Today I am grateful to be an alcoholic and drug addict. At various times in an alcoholics anonymous meeting I’ve used the phrase “burned my life down.” I have “burned my life down” many times to varying degrees. I will spare the details of specific events throughout my life where God has stepped in and saved my life. Instead, I will share some of the events over the last three to four year period where I have consented to His Grace.
About four and a half years ago a series of unhealthy and egocentric decisions led me to being evicted from a house I was renting in a rural area of central Missouri. I thought it was a good idea to find refuge in an old farmhouse with no running water, toilet, bathroom or heat except for a wood burning stove. There was only one semi-livable room. It was fall and I was still able to work a couple days a week so I made enough money to stay full stocked with ample amounts of drugs, alcohol, cigs and a meager amount of food. A woman that I had a volatile relationship with stayed with me part of the time. I will call her Elizabeth. Living in a situation that any normal person wouldn’t stay the night was not only my new normal, but I thought it was romantic. To my thinking a series of unfortunate events led me to my mother’s basement in St. Louis by the dead of winter. I was finally determined to get sober although I had been half heartedly at times trying for the previous three years. For the next three months I tried with short periods of sobriety. But it was Tim’s will and program and not God’s.
Fast forward to May and my decision to say screw it and find myself while kayaking for a few weeks on the river. Back in the country at my drug dealer buddy’s trailer I would start out. Then a car crash where I rolled the vehicle four times and miraculously walked away with some broken bones and temporary internal injuries. Naturally, I didn’t go to a hospital or doctor. So instead of kayaking and finding myself, I found myself homeless again, this time in a tent by a creek with no water unless it stormed. You would think that should have been a strong enough sign that I had to give up control. The five or six times in jail over the previous three years and numerous times getting fired and other events that I don’t want to go into failed to loosen my grip, but this should have. Drug consumption increased to absurd levels. Like they weren’t before? I found myself with no kids, no girl, no car, no job, no money, no home, no real relationships, but I did have access to all the dope I could do.
Three months later walking down a dark gravel road with a billion stars in the sky I broke down. I had been broken before but this felt different. I made a decision — to stay clean and pass a drug test in order to get a job at a place that fired me a year earlier. But I failed after being clear for nine days. That shouldn’t have happened, or so I thought. The type of drug I was doing doesn’t stay in your system that long unless you are doing a ton of it. But after 21 days I passed, and only God knows why they hired me back part time even after I broke my foot the day before I was to start. God had lifted the obsession to use even though there was dope all around me.

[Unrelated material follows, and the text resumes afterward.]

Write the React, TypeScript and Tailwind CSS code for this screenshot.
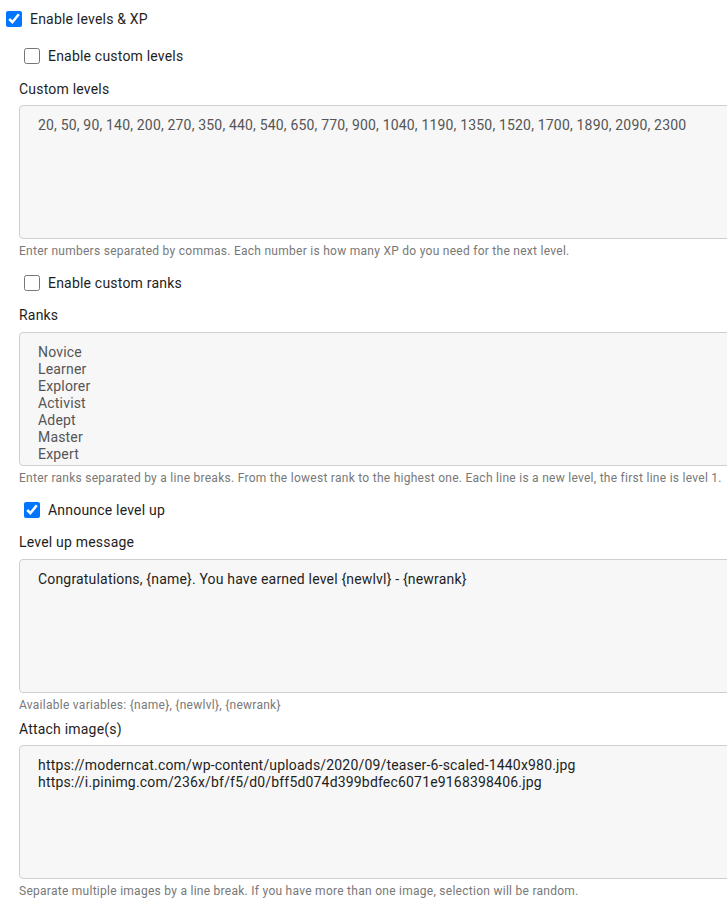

There were so many times God stepped in during the 60 days at the dope house before another miracle happened. I was able to move into the basement of Elizabeth’s grandmother’s house. I went to an AA meeting in Vienna, MO and got a sponsor. This time I relied entirely on God. I had been beaten and utterly defeated. I followed my sponsor’s directions, not my ideas. I had to trust God completely.

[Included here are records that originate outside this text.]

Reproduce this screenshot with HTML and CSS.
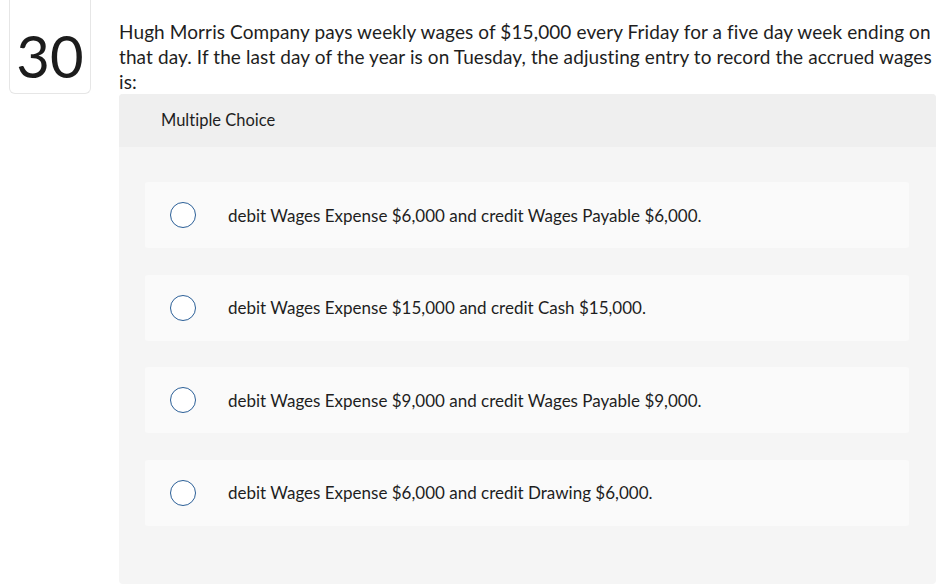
FILE: index.html
```html
<!DOCTYPE html>
<html>
<head>
<meta charset="utf-8">
<link rel="stylesheet" href="styles.css">
</head>
<body>
<div class="question">
  <div class="number">30</div>
  <div class="content">
    <p class="prompt">Hugh Morris Company pays weekly wages of $15,000 every Friday for a five day week ending on that day. If the last day of the year is on Tuesday, the adjusting entry to record the accrued wages is:</p>
    <div class="panel">
      <div class="panel-head">Multiple Choice</div>
      <div class="options">
        <label class="option"><span class="radio"></span><span class="opt-text">debit Wages Expense $6,000 and credit Wages Payable $6,000.</span></label>
        <label class="option"><span class="radio"></span><span class="opt-text">debit Wages Expense $15,000 and credit Cash $15,000.</span></label>
        <label class="option"><span class="radio"></span><span class="opt-text">debit Wages Expense $9,000 and credit Wages Payable $9,000.</span></label>
        <label class="option"><span class="radio"></span><span class="opt-text">debit Wages Expense $6,000 and credit Drawing $6,000.</span></label>
      </div>
    </div>
  </div>
</div>
</body>
</html>
```

FILE: styles.css
```css
* { box-sizing: border-box; }
body {
  margin: 0;
  background: #ffffff;
  font-family: "Lato", "Liberation Sans", sans-serif;
  color: #1e1e1e;
  overflow: hidden;
  font-variant-ligatures: none;
}
.question {
  display: flex;
  align-items: flex-start;
  padding-left: 9px;
  gap: 28px;
}
.number {
  width: 82px;
  height: 94px;
  flex: none;
  border: 1px solid #e6e6e6;
  border-top: none;
  border-radius: 0 0 6px 6px;
  display: flex;
  align-items: center;
  justify-content: center;
  font-size: 58px;
  padding-top: 17px;
  color: #1c1c1c;
}
.content {
  width: 817px;
  flex: none;
}
.prompt {
  margin: 0 -8px 0 0;
  padding-top: 19px;
  font-size: 19px;
  letter-spacing: 0.1px;
  line-height: 25px;
}
.panel {
  background: #f5f5f5;
  border-radius: 4px;
  height: 490px;
}
.panel-head {
  background: #efefef;
  height: 53px;
  padding-left: 42px;
  padding-top: 16px;
  font-size: 16.5px;
  border-radius: 4px 4px 0 0;
}
.options {
  padding: 35px 27px 0 26px;
  display: flex;
  flex-direction: column;
  gap: 26.5px;
}
.option {
  height: 66px;
  background: #fafafa;
  border-radius: 3px;
  display: flex;
  align-items: center;
  padding-left: 25px;
  font-size: 17px;
}
.radio {
  width: 26px;
  height: 26px;
  border: 1.5px solid #2b5f97;
  border-radius: 50%;
  background: #fff;
  flex: none;
  margin-right: 32px;
}
```
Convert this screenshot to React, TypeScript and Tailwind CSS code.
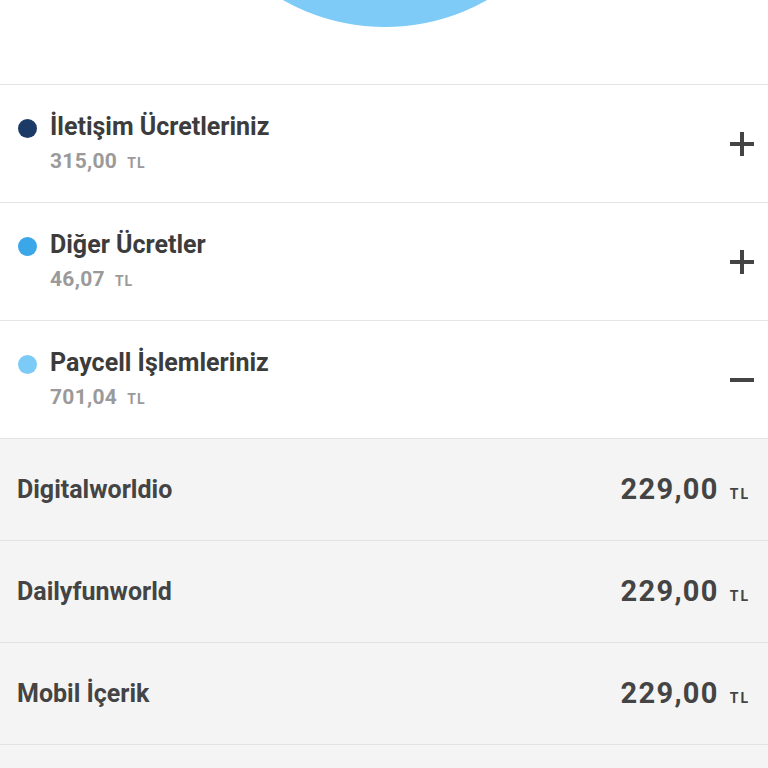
import React from "react";

const sections = [
  { title: "İletişim Ücretleriniz", amount: "315,00", color: "#1b3a66", open: false },
  { title: "Diğer Ücretler", amount: "46,07", color: "#3ba7e9", open: false },
  { title: "Paycell İşlemleriniz", amount: "701,04", color: "#7ccbf6", open: true },
];

const items = [
  { name: "Digitalworldio", amount: "229,00" },
  { name: "Dailyfunworld", amount: "229,00" },
  { name: "Mobil İçerik", amount: "229,00" },
];

function Plus() {
  return (
    <svg width="24" height="24" viewBox="0 0 24 24">
      <rect x="0" y="10" width="24" height="4" fill="#444" />
      <rect x="10" y="0" width="4" height="24" fill="#444" />
    </svg>
  );
}

function Minus() {
  return (
    <svg width="24" height="24" viewBox="0 0 24 24">
      <rect x="0" y="10" width="24" height="4" fill="#444" />
    </svg>
  );
}

export default function App() {
  return (
    <div
      className="w-[768px] h-[768px] overflow-hidden bg-white"
      style={{ fontFamily: "Roboto, 'Noto Sans', sans-serif" }}
    >
      <div className="h-[85px] border-b border-[#e4e4e4]">
        <svg width="768" height="84" className="block">
          <circle cx="385" cy="-180" r="207" fill="#7dcbf6" />
        </svg>
      </div>
      {sections.map((s) => (
        <div
          key={s.title}
          className="h-[118px] border-b border-[#e4e4e4] flex items-center pl-[18px] pr-[14px]"
        >
          <div className="w-[19px] h-[19px] rounded-full self-start mt-[34px]" style={{ backgroundColor: s.color }} />
          <div className="ml-[13px] flex flex-col mt-[1px]">
            <div className="text-[25px] leading-[30px] font-bold text-[#3c3c3c] -mt-[2px]">{s.title}</div>
            <div className="mt-[6px] flex items-baseline text-[#9a9a9a] font-bold">
              <span className="text-[21px] leading-[26px] tracking-[0.3px]">{s.amount}</span>
              <span className="ml-[10px] text-[14px] tracking-[1px]">TL</span>
            </div>
          </div>
          <div className="ml-auto">{s.open ? <Minus /> : <Plus />}</div>
        </div>
      ))}
      <div className="bg-[#f4f4f4]">
        {items.map((it) => (
          <div
            key={it.name}
            className="h-[102px] border-b border-[#e2e2e2] flex items-center pl-[17px] pr-[18px]"
          >
            <div className="text-[25px] font-bold text-[#444]">{it.name}</div>
            <div className="ml-auto flex items-baseline font-bold text-[#444]">
              <span className="text-[29px] tracking-[1.3px]">{it.amount}</span>
              <span className="ml-[11px] text-[14px] tracking-[2px]">TL</span>
            </div>
          </div>
        ))}
        <div className="h-[40px]" />
      </div>
    </div>
  );
}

In the two years and eleven months since my last drink my old life is unrecognizable from my life now. Two of my children, Elizabeth, and three dogs live with me in a house I rent. I have a truck and the best job I ever had. The three jobs I had since getting sober have prepared me for the one I have now. I had to learn through experiences and how to handle them with God as my guide. Not all were pleasant. But they were lessons God knew I had to learn to do His work.
Why am I grateful to be an alcoholic and drug addict? Not everyone gets reduced to the point where God is the only thing left. The funny thing is He’s been there all along. I just couldn’t see it.